The lines from the top of the material through the line with "const none: Value" are to be set down exactly. Leave the pictures out.
Begin Information shown
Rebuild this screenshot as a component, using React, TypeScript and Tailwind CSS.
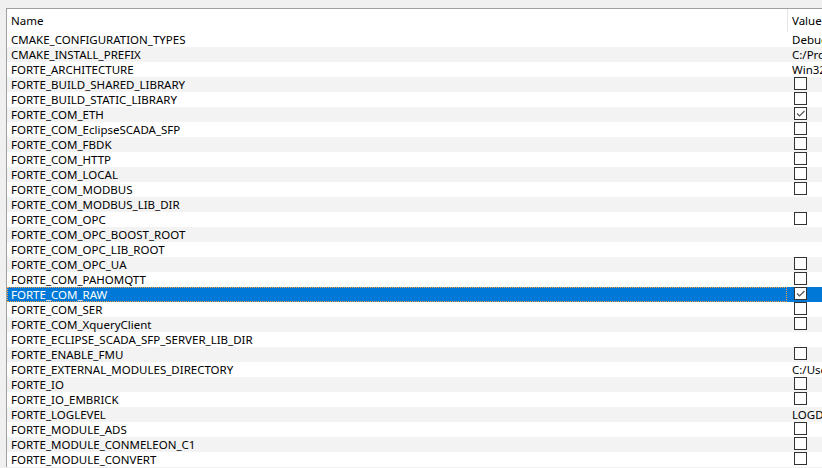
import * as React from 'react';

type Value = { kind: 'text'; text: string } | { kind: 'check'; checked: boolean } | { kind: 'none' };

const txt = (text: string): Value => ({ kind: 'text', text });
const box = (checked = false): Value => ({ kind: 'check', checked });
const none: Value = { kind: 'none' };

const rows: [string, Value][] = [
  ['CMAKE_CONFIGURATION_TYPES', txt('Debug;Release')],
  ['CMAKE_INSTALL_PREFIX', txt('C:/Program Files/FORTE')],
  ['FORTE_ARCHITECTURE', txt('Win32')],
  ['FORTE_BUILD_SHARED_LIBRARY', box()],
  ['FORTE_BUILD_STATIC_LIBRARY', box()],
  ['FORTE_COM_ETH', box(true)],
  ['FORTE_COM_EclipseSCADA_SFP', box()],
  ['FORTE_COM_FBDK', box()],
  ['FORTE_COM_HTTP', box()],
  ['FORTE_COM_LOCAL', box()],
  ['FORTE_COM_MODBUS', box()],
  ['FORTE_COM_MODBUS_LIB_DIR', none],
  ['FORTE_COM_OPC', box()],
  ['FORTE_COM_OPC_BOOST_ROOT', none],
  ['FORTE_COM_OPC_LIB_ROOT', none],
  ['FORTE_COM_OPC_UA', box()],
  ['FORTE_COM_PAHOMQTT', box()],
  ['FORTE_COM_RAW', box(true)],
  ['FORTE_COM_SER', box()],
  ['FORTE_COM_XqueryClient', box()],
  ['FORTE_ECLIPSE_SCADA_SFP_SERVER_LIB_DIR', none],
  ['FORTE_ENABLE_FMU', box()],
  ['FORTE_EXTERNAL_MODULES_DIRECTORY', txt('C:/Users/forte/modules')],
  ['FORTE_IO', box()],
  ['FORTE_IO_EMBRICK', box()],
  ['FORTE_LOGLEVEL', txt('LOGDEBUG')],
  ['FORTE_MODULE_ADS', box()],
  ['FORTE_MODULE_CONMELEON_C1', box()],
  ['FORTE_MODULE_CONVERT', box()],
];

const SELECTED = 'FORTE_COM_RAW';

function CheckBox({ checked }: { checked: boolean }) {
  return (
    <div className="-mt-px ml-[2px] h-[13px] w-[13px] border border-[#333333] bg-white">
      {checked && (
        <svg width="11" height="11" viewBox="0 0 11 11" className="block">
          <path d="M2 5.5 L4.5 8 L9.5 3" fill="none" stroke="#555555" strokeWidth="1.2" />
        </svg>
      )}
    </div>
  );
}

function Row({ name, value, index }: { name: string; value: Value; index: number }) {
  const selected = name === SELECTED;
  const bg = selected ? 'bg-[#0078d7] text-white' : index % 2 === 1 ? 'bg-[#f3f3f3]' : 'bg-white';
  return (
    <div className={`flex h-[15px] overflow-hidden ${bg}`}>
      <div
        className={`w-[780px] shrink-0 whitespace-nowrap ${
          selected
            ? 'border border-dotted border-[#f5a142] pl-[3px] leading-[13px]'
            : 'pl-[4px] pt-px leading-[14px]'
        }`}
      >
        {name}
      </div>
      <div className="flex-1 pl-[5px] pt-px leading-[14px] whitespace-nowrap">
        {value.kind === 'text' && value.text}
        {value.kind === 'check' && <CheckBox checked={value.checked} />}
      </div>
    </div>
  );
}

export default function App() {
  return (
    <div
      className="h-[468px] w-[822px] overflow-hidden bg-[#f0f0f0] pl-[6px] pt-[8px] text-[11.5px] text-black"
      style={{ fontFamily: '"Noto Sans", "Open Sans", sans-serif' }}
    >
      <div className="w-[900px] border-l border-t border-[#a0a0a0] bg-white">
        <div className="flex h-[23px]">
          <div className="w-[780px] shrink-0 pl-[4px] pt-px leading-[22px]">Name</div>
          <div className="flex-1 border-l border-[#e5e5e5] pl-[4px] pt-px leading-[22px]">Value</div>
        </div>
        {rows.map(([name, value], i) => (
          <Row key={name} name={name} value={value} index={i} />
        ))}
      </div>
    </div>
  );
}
End Information shown
(Answer to the exercise)
Rebuild this screenshot as a component, using React, TypeScript and Tailwind CSS.
import * as React from 'react';

type Value = { kind: 'text'; text: string } | { kind: 'check'; checked: boolean } | { kind: 'none' };

const txt = (text: string): Value => ({ kind: 'text', text });
const box = (checked = false): Value => ({ kind: 'check', checked });
const none: Value = { kind: 'none' };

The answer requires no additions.